Gegen dieses Urteil wendet sich die Revision des Angeklagten, mit der er die Verletzung materiellen Rechts rügt. Aus seiner Sicht sei von der Verpflichtung zur Angabe im Rahmen der Vermögensauskunft nur das aktive Vermögen umfasst. Ein debitorisches Konto sei nur dann anzugeben, wenn der Schuldner von seiner Bank aufgrund einer bestehenden Vereinbarung weiteren Kredit in Anspruch nehmen könne und es sich nicht lediglich um eine geduldete Überziehung gehandelt habe. Das Urteil verhalte sich nicht dazu, ob ein solcher Anspruch bestanden habe. Zudem habe sich der Angeklagte über den Umfang seiner Auskunftspflicht geirrt, was zu einem Vorsatz ausschließenden Tatbestandsirrtum führe. Soweit das Landgericht die Verwirklichung einer falschen Versicherung an Eides Statt wegen fehlender Angabe einer Forderung von 6.700 Euro gesehen habe, sei dies in unzulässiger Weise allein auf den späteren Zahlungseingang gestützt worden. Eine schon zum Zeitpunkt der Abgabe der Versicherung bestehende Rechtsbeziehung werde damit nicht belegt, zumal die Anzahlung für den Fahrzeugkauf auch von einer anderen Person erfolgt sei. Ferner werde eine Einlassung des Angeklagten zu diesem Punkt nicht mitgeteilt.

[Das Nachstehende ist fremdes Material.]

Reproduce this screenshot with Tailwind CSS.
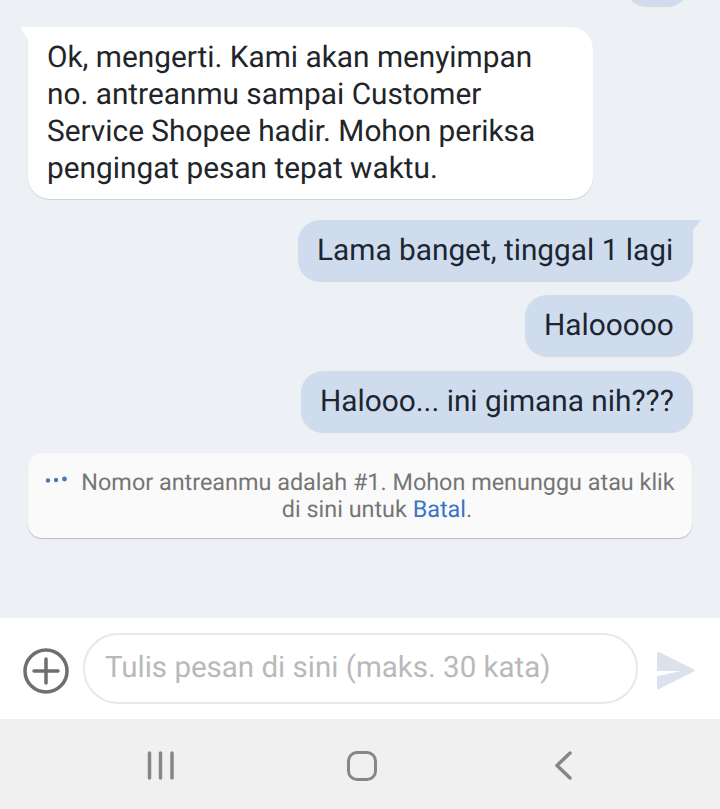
<!DOCTYPE html>
<html lang="en">
<head>
<meta charset="UTF-8">
<title>Chat</title>
<script src="https://cdn.jsdelivr.net/npm/@tailwindcss/browser@4"></script>
</head>
<body class="w-[720px] h-[809px] overflow-hidden bg-[#edf1f6] font-['Roboto',sans-serif] [text-rendering:geometricPrecision] flex flex-col">
  <!-- messages -->
  <div class="h-[618px] flex flex-col">
    <div class="h-[26px] mt-[-20px] w-[64px] ml-[625px] bg-[#cfdcee] rounded-b-[22px] shadow-[0_1px_1px_rgba(0,0,0,0.1)]"></div>

    <div class="relative mt-[21px] ml-[28px] w-[565px] h-[172px] bg-white rounded-[22px] rounded-tl-none shadow-[0_1px_1px_rgba(0,0,0,0.14)] pl-[19px] pt-[12px] text-[29.8px] leading-[37px] text-[#212529]">
      <svg class="absolute left-[-8px] top-0" width="9" height="14" viewBox="0 0 9 14"><path d="M9 0H2Q0 0 1.5 2L9 14Z" fill="#fff"/></svg>
      <p class="whitespace-nowrap">Ok, mengerti. Kami akan menyimpan</p>
      <p class="whitespace-nowrap">no. antreanmu sampai Customer</p>
      <p class="whitespace-nowrap">Service Shopee hadir. Mohon periksa</p>
      <p class="whitespace-nowrap">pengingat pesan tepat waktu.</p>
    </div>

    <div class="mt-[21px] pr-[27px] flex flex-col items-end text-[29.8px] leading-[37px] text-[#1c2530]">
      <div class="relative h-[61px] w-[395px] pl-[19px] pt-[12px] bg-[#cfdcee] rounded-[22px] rounded-tr-none shadow-[0_1px_1px_rgba(0,0,0,0.1)] whitespace-nowrap">
        Lama banget, tinggal 1 lagi
        <svg class="absolute right-[-8px] top-0" width="9" height="14" viewBox="0 0 9 14"><path d="M0 0H7Q9 0 7.5 2L0 11Z" fill="#cfdcee"/></svg>
      </div>
      <div class="mt-[14px] h-[61px] w-[168px] pl-[19px] pt-[12px] bg-[#cfdcee] rounded-[22px] shadow-[0_1px_1px_rgba(0,0,0,0.1)] whitespace-nowrap">Halooooo</div>
      <div class="mt-[15px] h-[61px] w-[392px] pl-[19px] pt-[12px] bg-[#cfdcee] rounded-[22px] shadow-[0_1px_1px_rgba(0,0,0,0.1)] whitespace-nowrap">Halooo... ini gimana nih???</div>
    </div>

    <div class="relative mt-[21px] ml-[28px] w-[664px] h-[85px] bg-[#fafafa] rounded-[14px] shadow-[0_1px_1px_rgba(0,0,0,0.22)] pt-[16px] text-center text-[23.4px] leading-[27px] text-[#757575]">
      <svg class="absolute left-[16px] top-[22px]" width="24" height="10" viewBox="0 0 24 10" fill="#4a79b4"><circle cx="4" cy="5.5" r="2.2"/><circle cx="12" cy="5" r="2.2"/><circle cx="20.500" cy="4" r="2.4"/></svg>
      <p class="pl-[40px] pr-[4px] whitespace-nowrap">Nomor antreanmu adalah #1. Mohon menunggu atau klik</p>
      <p class="whitespace-nowrap pl-[34px]">di sini untuk <span class="text-[#3a75c4]">Batal</span>.</p>
    </div>
  </div>

  <!-- input bar -->
  <div class="h-[101px] bg-white flex items-center">
    <svg class="ml-[23px] mt-[4px]" width="46" height="46" viewBox="0 0 46 46" fill="none" stroke="#6f6f6f" stroke-linecap="round">
      <circle cx="23" cy="23" r="21" stroke-width="3.500"/>
      <path d="M23 11V35M11 23H35" stroke-width="3.500"/>
    </svg>
    <div class="ml-[14px] w-[555px] h-[71px] rounded-[35px] border-2 border-[#e8e8e8] pl-[20px] flex items-center text-[29.5px] text-[#b9b9b9] whitespace-nowrap">Tulis pesan di sini (maks. 30 kata)</div>
    <svg class="ml-[18px] mt-[4px]" width="40" height="40" viewBox="0 0 40 40"><path d="M3 1L38 18.500Q39.500 19.500 38 20.500L3 38Q1 39 1 36.500V25L25 20L1 20V3Q1 0.500 3 1Z" fill="#dbe2ed"/></svg>
  </div>

  <!-- android nav -->
  <div class="flex-1 bg-[#f0f0f0] relative">
    <svg class="absolute left-[145px] top-[31px]" width="30" height="30" viewBox="0 0 30 30" fill="none" stroke="#868686" stroke-width="3.500" stroke-linecap="round">
      <path d="M4.500 3V28M15.500 3V28M27 3V28"/>
    </svg>
    <div class="absolute left-[347px] top-[32px] w-[30px] h-[30px] rounded-[10px] border-[3.500px] border-[#868686]"></div>
    <svg class="absolute left-[553px] top-[31px]" width="20" height="30" viewBox="0 0 20 30" fill="none" stroke="#868686" stroke-width="3.500" stroke-linecap="round" stroke-linejoin="round">
      <path d="M17 3L4 15.500L17 28"/>
    </svg>
  </div>
</body>
</html>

Die Revision hatte keinen Erfolg.

Hier die Leitsätze zu der OLG-Entscheidung:

    1. Der Schuldner hat im Rahmen der nach §§ 156 und 161 Abs. 1 StGB strafbewehrten Auskunftserteilung nach § 802c ZPO auch solche Konten anzugeben, welche dauerhaft überzogen und mit Schuldzinsen belastet sind (debitorische Bankkonten). Auf die Frage, ob dem Schuldner ein vertraglich vereinbarter Kontokorrentkredit eingeräumt ist oder es sich lediglich um eine geduldete Kontoüberziehung handelt, kommt es nicht an.
    2. Geht der Schuldner im Rahmen der Vermögensauskunft irrtümlich davon aus, dass er bei der Frage über vorhandene Konten solche nicht anzugeben braucht, die ständig im Negativsaldo geführt wurden (debitorische Konten), so handelt es sich nicht um einen Irrtum über Tatum-stände (§ 16 Abs. 1 StGB), sondern um einen Verbotsirrtum (§ 17 StGB).